Money & Life contributors draw on their diverse range of experience to present you with insights and guidance that will help you manage your financial wellbeing, achieve your lifestyle goals and plan for your financial future.
When one family becomes two - or more - financial stress can multiply too. Get expert tips from CERTIFIED FINANCIAL PLANNER® professional Fran Hughes about how blended families can work together on a straightforward and fair approach to managing money.
According to the Australian Institute of Family Studies, the median age for divorce in 2013 was 44.8 for men and 42.2 for women. So when families are coming apart and come together again, the strained purse-strings of our mid-life child rearing years can reach breaking point. Given that financial disagreements are the strongest predictor of divorce, tensions over money can lead to even less chance of a “happy ever after” second time around.
We talked to Fran Hughes CFP®, co-founder of www.womensmoneyforum.com.au to draw on her experience of guiding clients with blended families towards lasting financial stability and harmony.
Be honest from the start
Money is such a taboo topic in our society. If only every couple could have a frank discussion about money beliefs and behaviours at the start of a relationship. I think we’d see a lot more marriages succeed as a result of this financial honesty, and agreement on lifestyle expectations! If a second marriage is going to have the best chance of working out, this “lay your cards on the table” approach to money is absolutely essential.

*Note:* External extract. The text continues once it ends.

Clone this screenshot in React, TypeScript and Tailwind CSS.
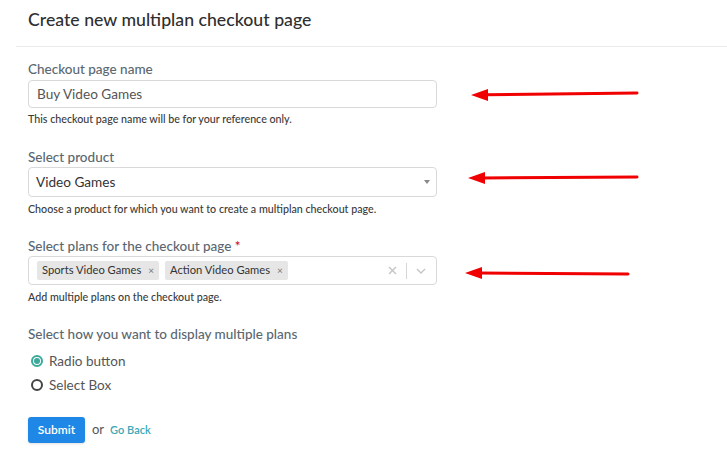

When a spouse leaves family no 1., there are financial commitments that have been made based on family court outcomes, not to mention the emotional pull a mother or father still has to deliver everything children have come to expect – holidays, private education, gifts and more. It takes a lot of courage for someone entering a new relationship to be completely honest – and not a little bit humble – about these limits on the wealth they’re offering to a new partner. But if they can come clean at the beginning, it sets up reasonable expectations and a firmer foundation for the financial wellbeing of a new couple.
Full disclosure on debts
Being clear about debts you’re going to be servicing should definitely be part of the disclosure process. And although no one likes admitting to being a borrower, it really shouldn’t be something to hide. Recent figures from the Australian Bureau of Statistics Household Income, Wealth and Expenditure Survey put the average amount of household debt in Australia at $168,600 and most of that balance will come from mortgages. So being in six-figure debt is a reality that most Aussie families are facing today and nothing to be ashamed of.
Set the boundaries for family finances
When all the commitments to family no 1. are accounted for, what’s left can be allocated to what I call the NBF (New Blended Family) Fund. This is money that both partners bring to their new household, without compromising on prior commitments to children and ex-spouses or partners. And the boundaries must hold firm, both for the NBF Fund and other financial arrangements. When there is that emotional need to provide without question, for the needs and wants of our kids, we can end up short-changing a new relationship. Not only does this set the scene for resentment and competition between family units, it can also create tremendous risks for everyone’s financial security.
So when kids ask for the holiday, the new electronic device or just a takeout as a treat, the decision comes down to what the budget can bear. This should apply to all families, whether traditional or blended. But in the blended scenario, that sense of obligation to provide can be a lot stronger if a parent can’t actually be with their kids as much as they used to.
Honesty is for everybody – including the kids
This is why having clear and open conversations about money with your kids is just as important as the ones you should be having with a new partner. When you take time to explain in simple terms the concept of having budgets for each family, kids can better understand that their needs are still important, but have to be considered within the limits of what their family unit can afford.
Having it all is something we’re all getting used to in society. The fact that 55% of our population owe money on credit cards shows that a lot of us are comfortable with buying now and paying later, even though the interest owing should be a powerful deterrent. If you’re determined to deliver a certain kind of lifestyle to more than one family, start by figuring out your budgets and then put your plans, hopes and dreams before a financial planner. They can help you prioritise what’s most important to you and your family and come up with a more sustainable strategy than running up credit card bills.
Set up a will for “what if?”
A financial planner can also help you with setting up your will to ensure your kids and new partner are both taken care as you would intend. If you don’t take steps to separate matters of money and guardianship in your estate plan, your kids and assets may both become the responsibility of your first partner. This is just one of the potentially complex and emotionally charged issues that can arise when there’s a death in the family so it makes sense to tackle this from the outset too.